Set just after the end of World War II in 1945, John Sturges’ Bad Day at Black Rock is a suspenseful drama, film noir and a western. Based on the short story “Bad Time at Hondo” by Howard Breslin and adapted by Don McGuire, the film delivers an unmistakable message concerning the scourge of racial prejudice.
Spencer Tracy stars as one-armed John Macreedy. He arrives in the shabby desert town of Black Rock by via express train. Not accustomed to visitors (this is only the second time in four years the train has stopped there), residents are anything but warm, giving John the cold shoulder, making it clear that outsiders aren’t welcome in Black Rock. Wearing a black suit and missing his left arm, Macreedy is even further from the norm. While we know Macreedy has come to Black Rock with a specific purpose, exactly what isn’t immediately clear. Certain pieces of information begin to clarify things: we learn of a missing Japanese man, Macreedy’s World War II service (where he lost his arm) and a burned down house in town. It soon becomes clear that almost everyone in Black Rock has something to hide.
Black Rock is controlled by rancher Reno Smith (Robert Ryan) and his two thugs Coley Trimble (Ernest Borgnine) and Hector David (Lee Marvin). All three men are physically intimidating, constantly in Macreedy’s face. Smith and his thugs power comes from not allowing outsiders into their lives. Smith will do whatever it takes to maintain the status quo. Sturges and director William Mellor (A Place in the Sun, Giant) further emphasize both Macreedy ‘s outsider status and Black Rock’s isolation from the bigger world with virtually no close-up shots. Viewers see from the hat to the boot of nearly every character.
Nominated for an Oscar, Millard Kaufman’s script is tight and methodical. Released in 1955, Bad Day at Black Rock was one of the first Hollywood films to directly address World War II internment of Japanese-American citizens, an action fueled by prejudice and mistrust. At one point, Smith refers to the Japanese as “mad dogs,” reinforcing their status as less than human and validating locking them up.

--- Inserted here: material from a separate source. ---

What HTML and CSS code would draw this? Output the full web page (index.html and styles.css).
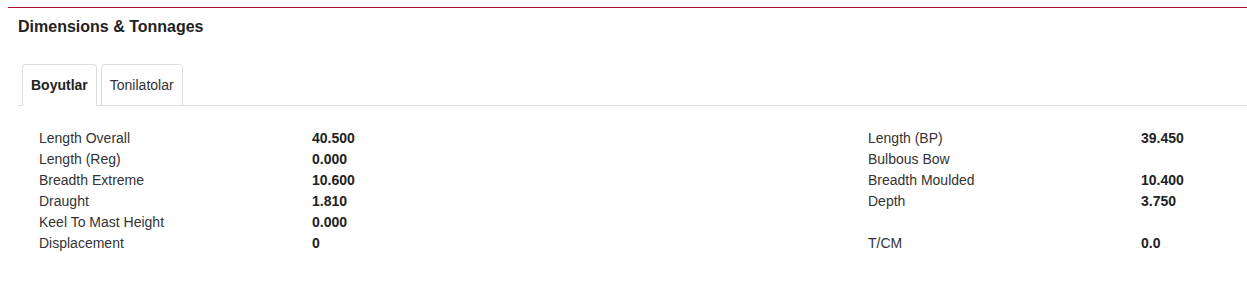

While it’s a stretch to except Spencer Tracy as a World War II veteran (he was 55 during filming, but looked older), he embodies Macreedy with his usual dose of noble strength. Only using his physical strength when absolutely necessary, he relies on his wry sense of humor to get under the skin of his adversaries. Macreedy is a man-on-a-mission, but he also wants to get out of Black Rock alive.
Warner Archive has produced some impressive Blu-ray’s and Bad Day at Black Rock is no exception. Presented in its original Cinemascope 2.55:1 aspect ratio, this 1080p transfer offers strong image detail and noticeable textures throughout. The film’s earthy color palette looks fresh, extenuating the cinematography. The print is clean and digital manipulation is a no-show.
Bad Day at Black Rock’s DTS-HD Master Audio 2.0 track is crisp throughout. Notably, André Previn’s score is given wonderful separation with this new lossless presentation. Beyond that, dialogue is clear and concise.
English subtitles are included.
The following extras have been ported over from the 2005 DVD:
- Audio Commentary with Film Historian Dana Polan: Polan discusses the film’s themes in a rather academic but fascinating manner. He also offers some insight into John Sturges’ directing style and technique.